• Goal of the exercise: Copy all lines of the listing that include the string "this".

• Given records:
────────────────────────────────────────
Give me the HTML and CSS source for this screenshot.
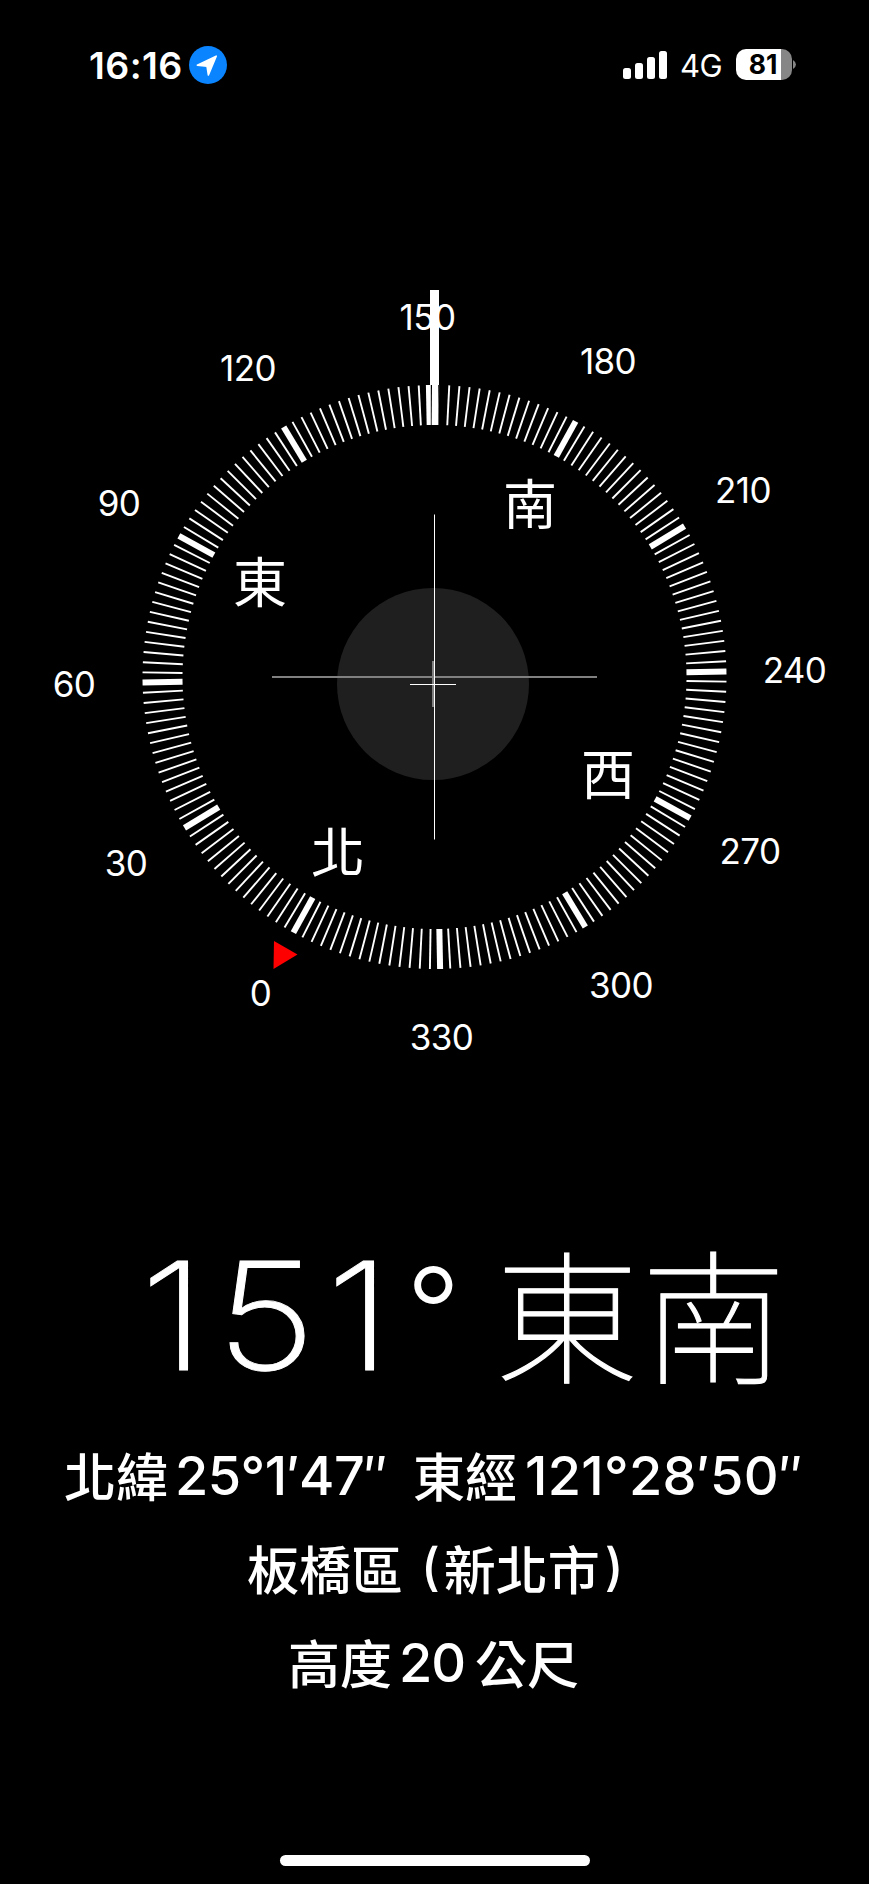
────────────────────────────────────────
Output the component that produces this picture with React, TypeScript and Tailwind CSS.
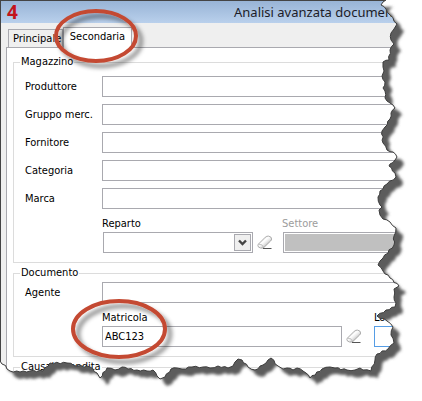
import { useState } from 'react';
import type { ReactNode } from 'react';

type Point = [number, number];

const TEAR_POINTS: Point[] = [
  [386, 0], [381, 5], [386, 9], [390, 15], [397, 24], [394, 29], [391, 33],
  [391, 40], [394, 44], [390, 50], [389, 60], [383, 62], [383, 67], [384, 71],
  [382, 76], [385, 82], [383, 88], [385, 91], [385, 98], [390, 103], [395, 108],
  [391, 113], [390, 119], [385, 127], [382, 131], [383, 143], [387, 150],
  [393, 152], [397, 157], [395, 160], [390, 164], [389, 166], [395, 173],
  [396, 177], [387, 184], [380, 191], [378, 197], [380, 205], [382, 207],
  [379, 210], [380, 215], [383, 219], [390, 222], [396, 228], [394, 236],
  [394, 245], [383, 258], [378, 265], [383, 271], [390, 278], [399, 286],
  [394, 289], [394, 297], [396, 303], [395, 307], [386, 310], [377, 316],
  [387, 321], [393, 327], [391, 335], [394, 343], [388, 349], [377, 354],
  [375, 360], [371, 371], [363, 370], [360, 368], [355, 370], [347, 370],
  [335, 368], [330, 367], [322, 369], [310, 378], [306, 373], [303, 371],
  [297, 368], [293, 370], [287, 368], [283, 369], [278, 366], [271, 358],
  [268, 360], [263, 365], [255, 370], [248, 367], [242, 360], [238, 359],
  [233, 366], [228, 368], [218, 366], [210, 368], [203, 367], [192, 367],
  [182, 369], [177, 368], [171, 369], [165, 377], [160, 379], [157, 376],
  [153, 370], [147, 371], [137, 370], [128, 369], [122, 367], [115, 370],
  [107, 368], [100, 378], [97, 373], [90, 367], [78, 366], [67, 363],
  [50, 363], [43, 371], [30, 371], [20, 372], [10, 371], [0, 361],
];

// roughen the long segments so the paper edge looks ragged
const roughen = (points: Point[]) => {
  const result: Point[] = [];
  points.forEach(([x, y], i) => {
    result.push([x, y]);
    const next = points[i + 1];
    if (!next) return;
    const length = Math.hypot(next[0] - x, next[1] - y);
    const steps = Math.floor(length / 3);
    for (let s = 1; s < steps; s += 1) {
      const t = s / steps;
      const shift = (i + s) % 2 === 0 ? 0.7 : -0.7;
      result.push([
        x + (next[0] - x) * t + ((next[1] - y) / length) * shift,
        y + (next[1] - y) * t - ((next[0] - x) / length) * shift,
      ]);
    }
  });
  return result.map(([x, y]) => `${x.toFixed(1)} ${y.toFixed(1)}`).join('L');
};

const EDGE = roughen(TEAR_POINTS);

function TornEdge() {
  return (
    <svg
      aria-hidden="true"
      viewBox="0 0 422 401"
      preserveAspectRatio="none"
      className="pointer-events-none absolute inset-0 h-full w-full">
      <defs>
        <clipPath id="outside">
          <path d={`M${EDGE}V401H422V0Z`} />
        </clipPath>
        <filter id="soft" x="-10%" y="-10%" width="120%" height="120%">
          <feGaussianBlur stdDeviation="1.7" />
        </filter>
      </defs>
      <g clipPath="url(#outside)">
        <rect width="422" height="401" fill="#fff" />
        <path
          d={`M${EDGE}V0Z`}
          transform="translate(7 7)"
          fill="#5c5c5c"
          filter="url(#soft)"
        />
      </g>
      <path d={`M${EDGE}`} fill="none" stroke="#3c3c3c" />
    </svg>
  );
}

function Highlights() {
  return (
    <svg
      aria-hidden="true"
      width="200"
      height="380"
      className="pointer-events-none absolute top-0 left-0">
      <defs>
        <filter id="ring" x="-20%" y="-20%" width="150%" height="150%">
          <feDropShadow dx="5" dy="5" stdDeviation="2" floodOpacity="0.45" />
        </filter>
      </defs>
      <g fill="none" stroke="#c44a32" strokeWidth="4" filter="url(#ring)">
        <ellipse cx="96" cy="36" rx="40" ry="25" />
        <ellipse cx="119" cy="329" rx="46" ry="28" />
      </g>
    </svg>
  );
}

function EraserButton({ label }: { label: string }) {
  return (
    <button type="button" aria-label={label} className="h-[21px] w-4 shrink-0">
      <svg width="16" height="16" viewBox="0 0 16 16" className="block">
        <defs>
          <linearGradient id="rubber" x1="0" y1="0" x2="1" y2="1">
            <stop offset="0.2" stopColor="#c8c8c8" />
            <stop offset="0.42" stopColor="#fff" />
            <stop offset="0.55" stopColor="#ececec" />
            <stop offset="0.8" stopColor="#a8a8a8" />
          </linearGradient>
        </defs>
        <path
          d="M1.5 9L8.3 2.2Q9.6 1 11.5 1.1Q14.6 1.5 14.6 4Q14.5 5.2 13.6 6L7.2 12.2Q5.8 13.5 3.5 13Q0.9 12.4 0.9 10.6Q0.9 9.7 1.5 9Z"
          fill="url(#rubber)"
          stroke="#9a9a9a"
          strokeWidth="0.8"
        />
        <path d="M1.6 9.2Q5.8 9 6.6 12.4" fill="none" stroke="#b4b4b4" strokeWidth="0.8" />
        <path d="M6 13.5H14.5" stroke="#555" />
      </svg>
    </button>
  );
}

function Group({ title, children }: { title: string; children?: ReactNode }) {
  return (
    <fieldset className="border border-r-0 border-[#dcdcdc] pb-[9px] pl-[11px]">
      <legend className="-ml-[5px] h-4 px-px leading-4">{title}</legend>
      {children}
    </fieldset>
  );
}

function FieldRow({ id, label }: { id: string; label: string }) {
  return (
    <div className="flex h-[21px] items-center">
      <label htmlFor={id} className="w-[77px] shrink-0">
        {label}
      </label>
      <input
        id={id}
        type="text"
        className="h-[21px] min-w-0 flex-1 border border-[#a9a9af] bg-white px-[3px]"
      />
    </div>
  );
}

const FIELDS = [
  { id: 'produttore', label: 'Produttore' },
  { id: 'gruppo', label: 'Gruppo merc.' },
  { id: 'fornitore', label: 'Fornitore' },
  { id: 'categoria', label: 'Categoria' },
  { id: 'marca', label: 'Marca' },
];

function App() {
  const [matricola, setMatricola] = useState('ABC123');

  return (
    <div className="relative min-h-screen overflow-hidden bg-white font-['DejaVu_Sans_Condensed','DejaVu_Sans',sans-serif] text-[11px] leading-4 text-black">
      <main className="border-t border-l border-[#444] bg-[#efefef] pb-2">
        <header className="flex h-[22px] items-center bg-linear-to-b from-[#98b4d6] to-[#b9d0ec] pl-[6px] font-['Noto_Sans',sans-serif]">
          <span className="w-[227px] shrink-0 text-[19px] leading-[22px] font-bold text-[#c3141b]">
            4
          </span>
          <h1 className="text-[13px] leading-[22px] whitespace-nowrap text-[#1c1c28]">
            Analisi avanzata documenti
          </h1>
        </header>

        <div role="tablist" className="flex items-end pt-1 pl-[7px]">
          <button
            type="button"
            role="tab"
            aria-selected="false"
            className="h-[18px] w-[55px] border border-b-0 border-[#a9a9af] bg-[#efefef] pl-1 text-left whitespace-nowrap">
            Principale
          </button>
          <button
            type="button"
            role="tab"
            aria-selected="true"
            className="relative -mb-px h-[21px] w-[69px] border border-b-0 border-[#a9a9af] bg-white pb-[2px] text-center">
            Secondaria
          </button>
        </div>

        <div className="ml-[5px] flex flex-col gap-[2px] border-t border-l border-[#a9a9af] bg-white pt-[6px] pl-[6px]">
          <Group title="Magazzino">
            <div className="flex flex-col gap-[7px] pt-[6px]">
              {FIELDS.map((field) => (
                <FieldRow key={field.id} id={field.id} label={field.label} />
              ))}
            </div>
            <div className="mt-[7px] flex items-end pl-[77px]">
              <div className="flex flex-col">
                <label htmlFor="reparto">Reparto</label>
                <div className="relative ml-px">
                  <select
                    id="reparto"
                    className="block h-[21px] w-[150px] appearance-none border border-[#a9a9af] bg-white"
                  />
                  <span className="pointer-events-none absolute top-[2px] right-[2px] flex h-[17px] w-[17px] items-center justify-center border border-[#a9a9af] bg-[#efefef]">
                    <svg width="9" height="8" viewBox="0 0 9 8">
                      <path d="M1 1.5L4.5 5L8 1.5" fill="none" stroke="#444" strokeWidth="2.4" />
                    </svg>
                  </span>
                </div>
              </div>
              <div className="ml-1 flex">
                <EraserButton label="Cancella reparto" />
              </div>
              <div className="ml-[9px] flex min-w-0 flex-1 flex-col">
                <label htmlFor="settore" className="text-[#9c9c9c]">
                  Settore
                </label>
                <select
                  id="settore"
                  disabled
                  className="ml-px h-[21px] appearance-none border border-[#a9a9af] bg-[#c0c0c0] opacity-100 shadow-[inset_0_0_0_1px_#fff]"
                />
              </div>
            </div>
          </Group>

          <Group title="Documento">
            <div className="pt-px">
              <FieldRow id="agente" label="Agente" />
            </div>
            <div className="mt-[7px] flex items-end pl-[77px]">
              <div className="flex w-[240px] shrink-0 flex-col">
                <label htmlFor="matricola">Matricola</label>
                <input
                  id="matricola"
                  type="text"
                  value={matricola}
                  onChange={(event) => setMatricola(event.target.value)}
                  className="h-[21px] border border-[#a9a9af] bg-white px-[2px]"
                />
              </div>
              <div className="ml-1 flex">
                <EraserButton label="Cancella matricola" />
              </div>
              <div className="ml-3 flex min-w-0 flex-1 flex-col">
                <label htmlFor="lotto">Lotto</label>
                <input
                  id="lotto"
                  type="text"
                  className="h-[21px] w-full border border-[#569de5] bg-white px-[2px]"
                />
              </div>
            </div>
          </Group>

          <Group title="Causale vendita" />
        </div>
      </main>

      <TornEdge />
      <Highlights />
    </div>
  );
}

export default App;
────────────────────────────────────────
• Response below:
Give me the HTML and CSS source for this screenshot.
Output the component that produces this picture with React, TypeScript and Tailwind CSS.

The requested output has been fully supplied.